WRITTEN INSTRUCTION ▸ Collect every line below that contains the word "React".

DATA PROVIDED ▸

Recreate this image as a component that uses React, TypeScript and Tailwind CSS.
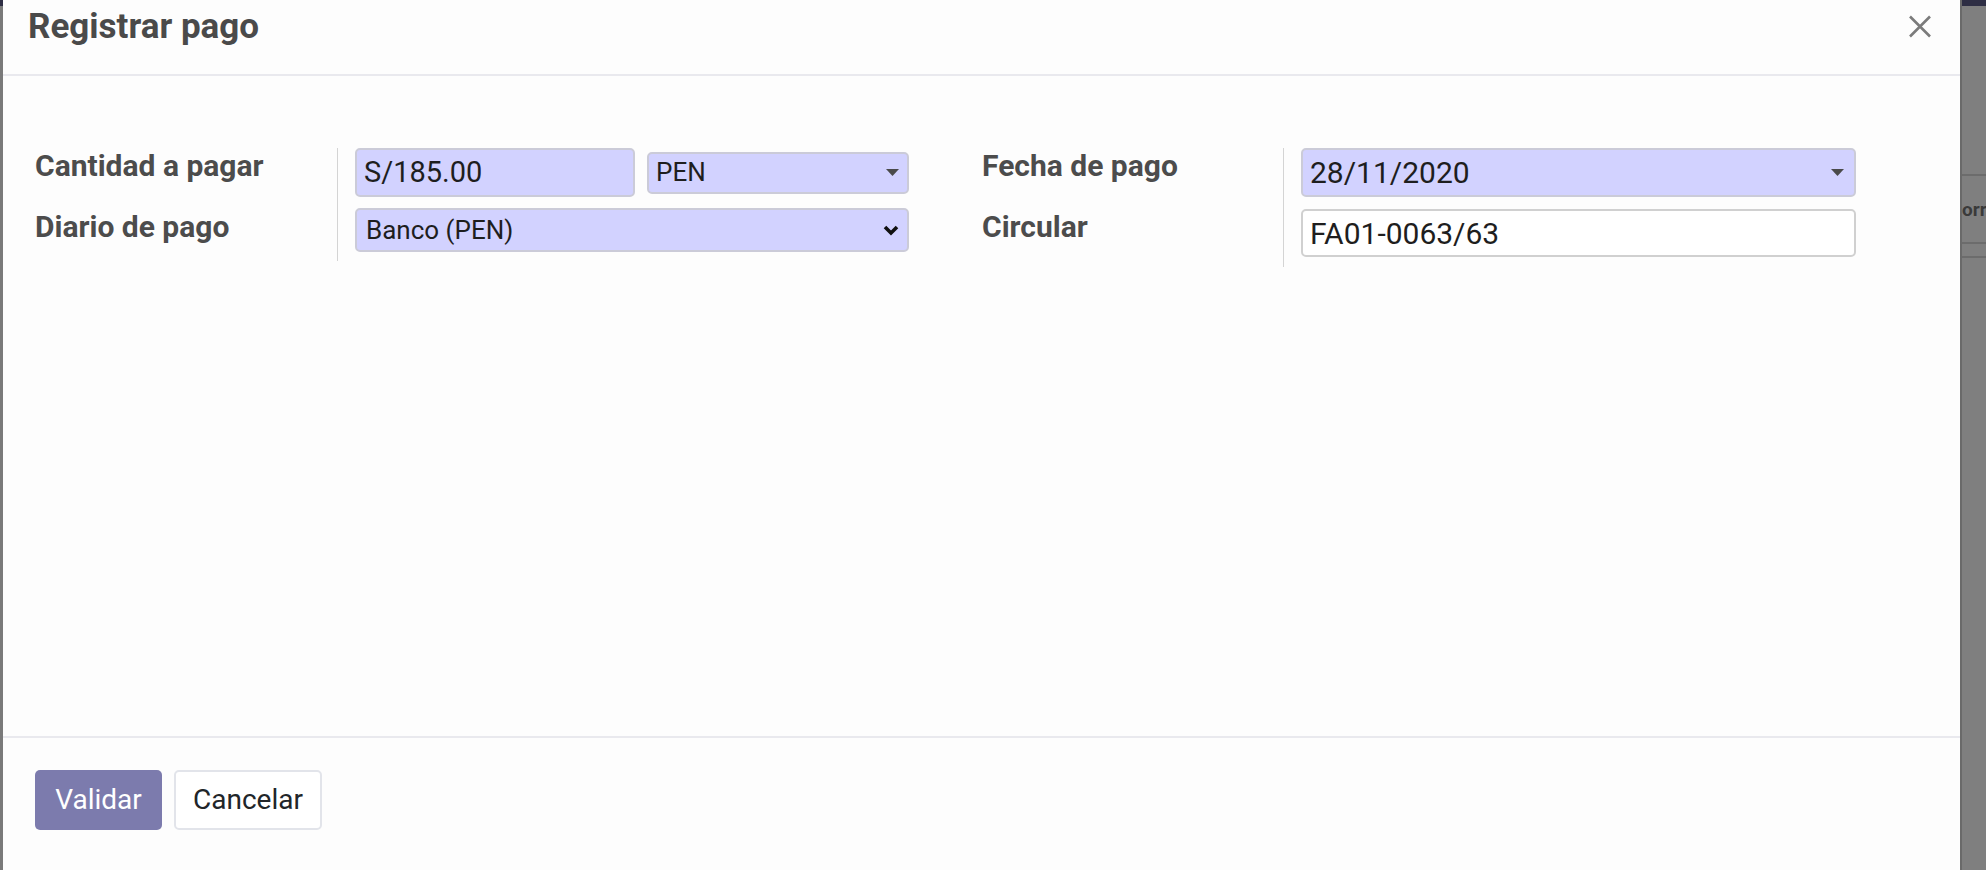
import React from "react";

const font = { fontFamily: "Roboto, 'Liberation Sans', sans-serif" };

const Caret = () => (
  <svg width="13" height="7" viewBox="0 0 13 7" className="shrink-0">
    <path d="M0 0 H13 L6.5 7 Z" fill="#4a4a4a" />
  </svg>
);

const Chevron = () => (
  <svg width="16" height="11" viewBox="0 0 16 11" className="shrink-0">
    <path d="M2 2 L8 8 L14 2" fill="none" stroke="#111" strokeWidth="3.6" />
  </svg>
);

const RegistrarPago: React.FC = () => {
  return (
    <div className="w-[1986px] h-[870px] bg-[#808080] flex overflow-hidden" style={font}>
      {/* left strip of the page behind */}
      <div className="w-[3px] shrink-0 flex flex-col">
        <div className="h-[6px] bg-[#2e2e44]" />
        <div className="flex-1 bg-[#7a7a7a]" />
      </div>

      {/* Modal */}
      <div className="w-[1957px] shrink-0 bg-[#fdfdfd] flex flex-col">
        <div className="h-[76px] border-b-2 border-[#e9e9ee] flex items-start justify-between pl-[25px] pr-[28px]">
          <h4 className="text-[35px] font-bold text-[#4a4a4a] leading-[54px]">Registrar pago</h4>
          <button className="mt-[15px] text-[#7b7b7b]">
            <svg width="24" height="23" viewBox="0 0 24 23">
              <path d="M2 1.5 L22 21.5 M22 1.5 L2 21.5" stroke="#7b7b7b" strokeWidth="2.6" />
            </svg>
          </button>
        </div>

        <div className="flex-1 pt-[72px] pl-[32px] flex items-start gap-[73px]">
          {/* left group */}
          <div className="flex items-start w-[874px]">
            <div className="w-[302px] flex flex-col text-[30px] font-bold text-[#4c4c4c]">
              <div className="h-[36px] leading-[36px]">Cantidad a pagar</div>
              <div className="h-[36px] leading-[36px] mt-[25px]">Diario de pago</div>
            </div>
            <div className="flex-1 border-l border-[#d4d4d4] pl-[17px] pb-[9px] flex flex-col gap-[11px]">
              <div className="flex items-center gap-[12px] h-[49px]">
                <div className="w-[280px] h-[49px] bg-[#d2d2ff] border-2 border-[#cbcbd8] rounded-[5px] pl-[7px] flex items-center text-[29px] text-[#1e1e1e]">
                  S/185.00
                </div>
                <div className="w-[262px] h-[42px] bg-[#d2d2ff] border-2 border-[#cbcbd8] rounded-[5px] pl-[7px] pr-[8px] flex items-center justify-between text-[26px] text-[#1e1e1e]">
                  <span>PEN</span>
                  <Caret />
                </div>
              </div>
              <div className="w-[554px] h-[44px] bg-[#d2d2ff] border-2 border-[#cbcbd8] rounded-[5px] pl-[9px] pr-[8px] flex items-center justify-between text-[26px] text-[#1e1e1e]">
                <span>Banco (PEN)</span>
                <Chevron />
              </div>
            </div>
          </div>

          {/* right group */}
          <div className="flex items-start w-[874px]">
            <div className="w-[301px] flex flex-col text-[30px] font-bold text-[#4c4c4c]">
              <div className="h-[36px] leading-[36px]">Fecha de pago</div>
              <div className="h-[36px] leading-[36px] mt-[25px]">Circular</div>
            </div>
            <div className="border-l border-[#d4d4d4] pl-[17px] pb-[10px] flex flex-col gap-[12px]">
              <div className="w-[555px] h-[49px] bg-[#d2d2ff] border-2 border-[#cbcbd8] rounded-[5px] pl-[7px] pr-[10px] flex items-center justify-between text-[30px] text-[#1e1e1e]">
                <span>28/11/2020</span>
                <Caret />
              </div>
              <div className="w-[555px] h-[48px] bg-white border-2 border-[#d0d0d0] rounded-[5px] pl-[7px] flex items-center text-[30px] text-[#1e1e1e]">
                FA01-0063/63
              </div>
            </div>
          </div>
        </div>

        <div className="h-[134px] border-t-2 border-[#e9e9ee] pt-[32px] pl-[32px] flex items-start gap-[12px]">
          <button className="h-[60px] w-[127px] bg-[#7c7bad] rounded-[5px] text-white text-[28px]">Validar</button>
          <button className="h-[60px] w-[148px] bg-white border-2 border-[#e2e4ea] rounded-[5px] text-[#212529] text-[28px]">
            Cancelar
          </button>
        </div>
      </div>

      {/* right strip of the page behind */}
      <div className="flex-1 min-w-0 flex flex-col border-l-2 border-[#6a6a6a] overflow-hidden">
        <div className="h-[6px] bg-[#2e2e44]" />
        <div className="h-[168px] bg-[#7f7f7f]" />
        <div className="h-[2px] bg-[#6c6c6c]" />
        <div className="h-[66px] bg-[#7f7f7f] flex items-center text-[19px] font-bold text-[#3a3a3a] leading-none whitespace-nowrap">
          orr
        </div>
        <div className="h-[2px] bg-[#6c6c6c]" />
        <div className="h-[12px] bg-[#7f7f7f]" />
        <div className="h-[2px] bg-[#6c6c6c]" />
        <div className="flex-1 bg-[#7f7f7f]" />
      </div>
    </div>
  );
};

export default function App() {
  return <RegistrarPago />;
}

SOLUTION TO THIS TASK ▸
Recreate this image as a component that uses React, TypeScript and Tailwind CSS.
import React from "react";
const RegistrarPago: React.FC = () => {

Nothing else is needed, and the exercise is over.